La première grande leçon
de la Commune est que la classe ouvrière ne peut pas seulement s’emparer du
pouvoir d’État bourgeois mais doit en briser la machine. Or l’expérience devait
conduire les dirigeants révolutionnaires à réviser drastiquement cette leçon de
Marx et du Lénine de l’État et la
révolution. La guerre civile devait conduire à la reconstruction d’une
armée des plus classiques – au lieu du « peuple en armes » – avec la
restauration des grades et d’une discipline qui reprenaient purement et
simplement l’ancienne armée tsariste. L’organisateur de l’Armée Rouge, Trotski,
s’est ainsi heurté aux « gauchistes » du parti bolchevik (Staline en
tête) sur la question de l’utilisation des « spécialistes
bourgeois », c’est-à-dire des officiers de l’armée tsariste. Au-delà de la
question militaire stricte, il fallut bien vite admettre qu’on ne pouvait pas
exercer le pouvoir politique sans reprendre largement les structures et les
hommes de l’ancien État. L’appareil d’État tsariste, à peine repeint en
rouge : c’est ainsi que Lénine qualifiera l’État de la Russie soviétique
encore prise dans la tourmente révolutionnaire. Vision lucide qui oblige à
réviser la thèse selon laquelle l’État n’est que l’appareil d’oppression d’une
classe sur une autre. Les révisions stratégiques de Lénine et le tournant vers
la NEP confirment que toute société a besoin d’un État stable, apte à garantir
la sûreté des citoyens et que l’appareil d’État accomplit des fonctions
nécessaires pour toutes les classes de la société.
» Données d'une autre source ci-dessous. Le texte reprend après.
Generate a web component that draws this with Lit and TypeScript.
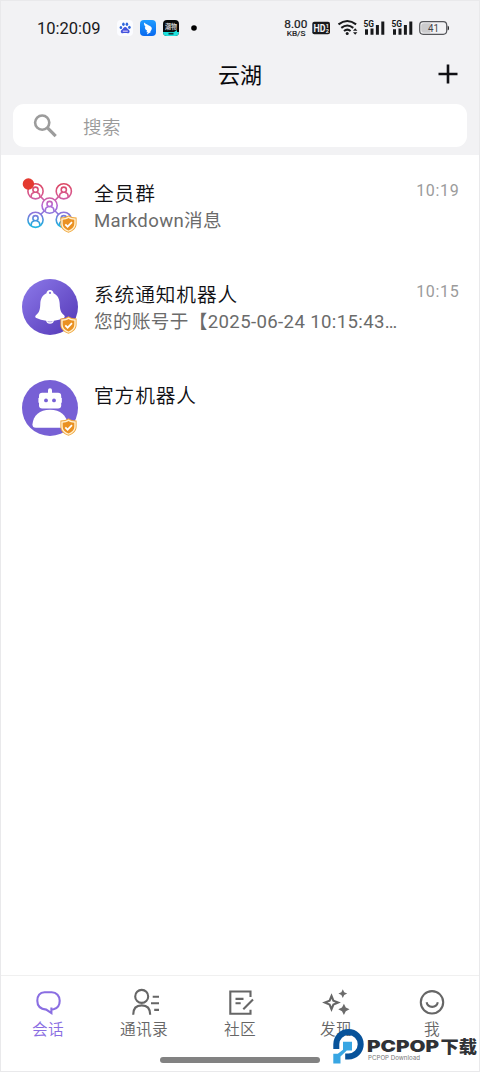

L’anti-parlementarisme que
Marx proférait vigoureusement dans La
guerre civile en France est récupéré par Lénine qui insiste sur la
nécessaire « suppression du parlementarisme ».
Certes, le moyen de sortir
du parlementarisme ne consiste pas à détruire les organes représentatifs et le
principe électif, mais à transformer ces moulins à parole que sont les
organismes représentatifs en assemblées agissantes.[3]
Il s’agit purement et
simplement de supprimer toute forme constitutionnelle du pouvoir politique
(notamment toute forme reposant sur la séparation des pouvoirs) en une organisation
ultra-démocratique dans laquelle ceux qui décident exécutent. En pratique ces
assemblées agissantes (les soviets en Russie) deviennent très vite la
couverture des spécialistes de l’action, c’est-à-dire des minorités agissantes
et leur caractère ultra-démocratique se renverse en son contraire. Et, comme
l’avaient bien vu les penseurs classiques, l’absence de séparation des pouvoirs
transforme la démocratie en tyrannie, et même pas en « tyrannie de la
majorité » car la pyramide élective des conseils de base jusqu’au soviet
suprême aboutit de fait à système encore plus sélectif, encore moins
représentatif que les systèmes censitaires traditionnels.
L’abolition de la
séparation entre l’État et le peuple – la fin de la vieille distinction entre
État et « société civile » constitue la dernière grande leçon
marxienne de la Commune. Elle est longuement développée par Lénine. On peut la
lire de manière ironique, lorsque Lénine écrit :
Du moment que c’est la
majorité du peuple qui mate elle-même ses oppresseurs, il n’est plus besoin
d’un « pouvoir spécial » de répression ![4]
Comment expliquer que les
mêmes hommes qui soutenaient cette thèse « démocratique » ont
construit un appareil d’État dans lequel le « pouvoir spécial de
répression » a atteint un développement presque illimité ? Une
réponse en peut être trouvée dans la volonté de ne plus considérer l’État et la
société civile comme deux sphères séparées. Lénine disait que le gouvernement
ouvrier, c’est la cuisinière au gouvernement, mais il se réalisera en mettant
la police politique dans la cuisine des appartements communautaires. Sous
couvert de dépérissement de l’État, de son « extinction » c’est en
fait l’invasion par l’État de toutes les sphères de la vie, sociale comme
privée, qui est rendue possible, avec une légitimation idéologique
classique : l’État devenant l’État du peuple tout entier, il n’est plus à
craindre (celui qui le craint ne peut donc qu’être un ennemi du peuple !)
La question de l’État est
le véritable point aveugle de la pensée marxienne. Les interventions
conjoncturelles de Marx sur cette question égarent plus qu’elles n’ouvrent le
chemin, comme la régression dans l’utopie de l’extinction de l’État et d’un
au-delà du droit ont finalement joué le rôle d’idéologie de la montée d’une
nouvelle classe ou caste dominante dans les pays dits socialistes. Plus
précisément, c’est d’abord voulu transformé ces interventions conjoncturelles
et souvent très polémiques en « théorie scientifique » qui constitue
la faute majeure des marxistes, d’autant qu’il n’y a aucun lien logique entre
les analyses serrées du mode de production, telles qu’on les trouve dans le Capital et les perspectives utopiques,
tant des Manuscrits que de la Critique du programme de Gotha.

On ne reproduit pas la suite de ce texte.